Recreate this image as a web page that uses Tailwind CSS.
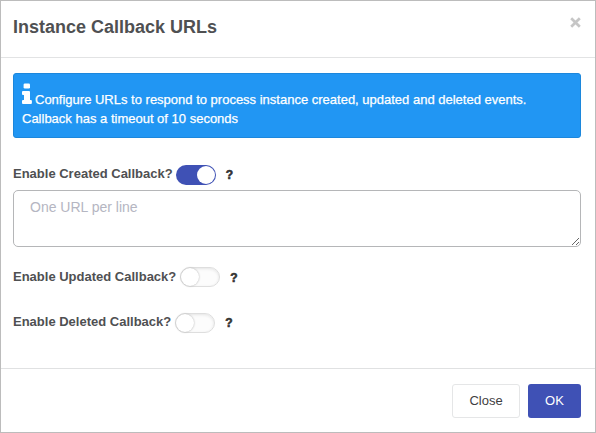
<!DOCTYPE html>
<html lang="en">
<head>
<meta charset="utf-8">
<title>Instance Callback URLs</title>
<script src="https://cdn.jsdelivr.net/npm/@tailwindcss/browser@4"></script>
</head>
<body class="bg-white">
<div class="flex h-[433px] w-[596px] flex-col overflow-hidden border border-[#bcbcbc] bg-white font-['Liberation_Sans',Arial,sans-serif] text-[13px] text-[#4f5052]">
  <header class="flex h-[57px] shrink-0 items-start justify-between border-b border-[#e2e3e4] pr-[14px] pl-3">
    <h1 class="mt-[14px] text-[18px] leading-6 font-bold whitespace-nowrap">Instance Callback URLs</h1>
    <button class="mt-4 flex size-[11px]" aria-label="Close"><svg class="size-[11px]" viewBox="0 0 11 11" fill="none" stroke="#c6c6c6" stroke-width="2.7"><path d="M1.2 1.2 9.8 9.8M9.8 1.2 1.2 9.8"/></svg></button>
  </header>
  <main class="flex h-[311px] shrink-0 flex-col border-b border-[#e0e1e2] px-3 pt-[15px] pr-[14px]">
    <div class="h-[65px] shrink-0 rounded-[3px] border border-[#1c87dc] bg-[#2196f3] px-2 pt-[9px] text-white">
      <div class="flex h-[25px] items-start gap-[3px]">
        <svg class="h-[21px] w-[10px] shrink-0" viewBox="0 0 10 21" fill="#fff"><rect x="1.600" y="0.500" width="6.400" height="5" rx="1.300"/><path d="M1 8H7Q8 8 8 9V17H8.900Q9.900 17 9.900 18V20Q9.900 21 8.900 21H1Q0 21 0 20V18Q0 17 1 17H2V12H1Q0 12 0 11V9Q0 8 1 8Z"/></svg>
        <p class="mt-2 leading-[18px] whitespace-nowrap [-webkit-text-stroke:0.25px_white]">Configure URLs to respond to process instance created, updated and deleted events.</p>
      </div>
      <p class="mt-[2px] leading-[18px] whitespace-nowrap [-webkit-text-stroke:0.25px_white]">Callback has a timeout of 10 seconds</p>
    </div>
    <div class="mt-[26px] flex h-[22px] shrink-0 items-start">
      <span class="mt-px leading-[18px] font-bold whitespace-nowrap">Enable Created Callback?</span>
      <span class="mt-px ml-[3px] flex h-5 w-10 justify-end rounded-full bg-[#3f51b5] p-px"><span class="size-[18px] rounded-full bg-white"></span></span>
      <span class="mt-[3px] ml-[10px] text-[12px] leading-4 font-bold text-[#333] [-webkit-text-stroke:0.6px_#333]">?</span>
    </div>
    <textarea class="mt-[4px] h-[57px] w-full shrink-0 resize rounded-[5px] border border-[#b5b6b8] px-4 py-[6px] text-[14px] leading-5 placeholder:text-[#b5b6c2]" placeholder="One URL per line"></textarea>
    <div class="mt-[20px] flex h-[22px] shrink-0 items-start">
      <span class="mt-px leading-[18px] font-bold whitespace-nowrap">Enable Updated Callback?</span>
      <span class="ml-[4px] flex h-5 w-10 rounded-full border border-[#dedede] bg-[#fcfcfc] shadow-[inset_0_1px_3px_#e4e4e4]"><span class="size-[18px] rounded-full bg-white shadow-[0_0_2px_#aaa]"></span></span>
      <span class="mt-[3px] ml-[10px] text-[12px] leading-4 font-bold text-[#333] [-webkit-text-stroke:0.6px_#333]">?</span>
    </div>
    <div class="mt-[24px] flex h-[22px] shrink-0 items-start">
      <span class="leading-[18px] font-bold whitespace-nowrap">Enable Deleted Callback?</span>
      <span class="ml-[4px] flex h-5 w-10 rounded-full border border-[#dedede] bg-[#fcfcfc] shadow-[inset_0_1px_3px_#e4e4e4]"><span class="size-[18px] rounded-full bg-white shadow-[0_0_2px_#aaa]"></span></span>
      <span class="mt-[2px] ml-[10px] text-[12px] leading-4 font-bold text-[#333] [-webkit-text-stroke:0.6px_#333]">?</span>
    </div>
  </main>
  <footer class="flex justify-end gap-2 pt-[15px] pr-[14px]">
    <button class="h-[34px] w-[68px] rounded-[3px] border border-[#e5e6e7] text-[#3f4042]">Close</button>
    <button class="h-[34px] w-[53px] rounded-[3px] bg-[#3f51b5] text-white">OK</button>
  </footer>
</div>
</body>
</html>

## What you have to do
From start to finish, output the listing exactly, but omit its pictures.

## Completed task
Recreate this image as a web page that uses Tailwind CSS.
<!DOCTYPE html>
<html lang="en">
<head>
<meta charset="utf-8">
<title>Instance Callback URLs</title>
<script src="https://cdn.jsdelivr.net/npm/@tailwindcss/browser@4"></script>
</head>
<body class="bg-white">
<div class="flex h-[433px] w-[596px] flex-col overflow-hidden border border-[#bcbcbc] bg-white font-['Liberation_Sans',Arial,sans-serif] text-[13px] text-[#4f5052]">
  <header class="flex h-[57px] shrink-0 items-start justify-between border-b border-[#e2e3e4] pr-[14px] pl-3">
    <h1 class="mt-[14px] text-[18px] leading-6 font-bold whitespace-nowrap">Instance Callback URLs</h1>
    <button class="mt-4 flex size-[11px]" aria-label="Close"><svg class="size-[11px]" viewBox="0 0 11 11" fill="none" stroke="#c6c6c6" stroke-width="2.7"><path d="M1.2 1.2 9.8 9.8M9.8 1.2 1.2 9.8"/></svg></button>
  </header>
  <main class="flex h-[311px] shrink-0 flex-col border-b border-[#e0e1e2] px-3 pt-[15px] pr-[14px]">
    <div class="h-[65px] shrink-0 rounded-[3px] border border-[#1c87dc] bg-[#2196f3] px-2 pt-[9px] text-white">
      <div class="flex h-[25px] items-start gap-[3px]">
        <svg class="h-[21px] w-[10px] shrink-0" viewBox="0 0 10 21" fill="#fff"><rect x="1.600" y="0.500" width="6.400" height="5" rx="1.300"/><path d="M1 8H7Q8 8 8 9V17H8.900Q9.900 17 9.900 18V20Q9.900 21 8.900 21H1Q0 21 0 20V18Q0 17 1 17H2V12H1Q0 12 0 11V9Q0 8 1 8Z"/></svg>
        <p class="mt-2 leading-[18px] whitespace-nowrap [-webkit-text-stroke:0.25px_white]">Configure URLs to respond to process instance created, updated and deleted events.</p>
      </div>
      <p class="mt-[2px] leading-[18px] whitespace-nowrap [-webkit-text-stroke:0.25px_white]">Callback has a timeout of 10 seconds</p>
    </div>
    <div class="mt-[26px] flex h-[22px] shrink-0 items-start">
      <span class="mt-px leading-[18px] font-bold whitespace-nowrap">Enable Created Callback?</span>
      <span class="mt-px ml-[3px] flex h-5 w-10 justify-end rounded-full bg-[#3f51b5] p-px"><span class="size-[18px] rounded-full bg-white"></span></span>
      <span class="mt-[3px] ml-[10px] text-[12px] leading-4 font-bold text-[#333] [-webkit-text-stroke:0.6px_#333]">?</span>
    </div>
    <textarea class="mt-[4px] h-[57px] w-full shrink-0 resize rounded-[5px] border border-[#b5b6b8] px-4 py-[6px] text-[14px] leading-5 placeholder:text-[#b5b6c2]" placeholder="One URL per line"></textarea>
    <div class="mt-[20px] flex h-[22px] shrink-0 items-start">
      <span class="mt-px leading-[18px] font-bold whitespace-nowrap">Enable Updated Callback?</span>
      <span class="ml-[4px] flex h-5 w-10 rounded-full border border-[#dedede] bg-[#fcfcfc] shadow-[inset_0_1px_3px_#e4e4e4]"><span class="size-[18px] rounded-full bg-white shadow-[0_0_2px_#aaa]"></span></span>
      <span class="mt-[3px] ml-[10px] text-[12px] leading-4 font-bold text-[#333] [-webkit-text-stroke:0.6px_#333]">?</span>
    </div>
    <div class="mt-[24px] flex h-[22px] shrink-0 items-start">
      <span class="leading-[18px] font-bold whitespace-nowrap">Enable Deleted Callback?</span>
      <span class="ml-[4px] flex h-5 w-10 rounded-full border border-[#dedede] bg-[#fcfcfc] shadow-[inset_0_1px_3px_#e4e4e4]"><span class="size-[18px] rounded-full bg-white shadow-[0_0_2px_#aaa]"></span></span>
      <span class="mt-[2px] ml-[10px] text-[12px] leading-4 font-bold text-[#333] [-webkit-text-stroke:0.6px_#333]">?</span>
    </div>
  </main>
  <footer class="flex justify-end gap-2 pt-[15px] pr-[14px]">
    <button class="h-[34px] w-[68px] rounded-[3px] border border-[#e5e6e7] text-[#3f4042]">Close</button>
    <button class="h-[34px] w-[53px] rounded-[3px] bg-[#3f51b5] text-white">OK</button>
  </footer>
</div>
</body>
</html>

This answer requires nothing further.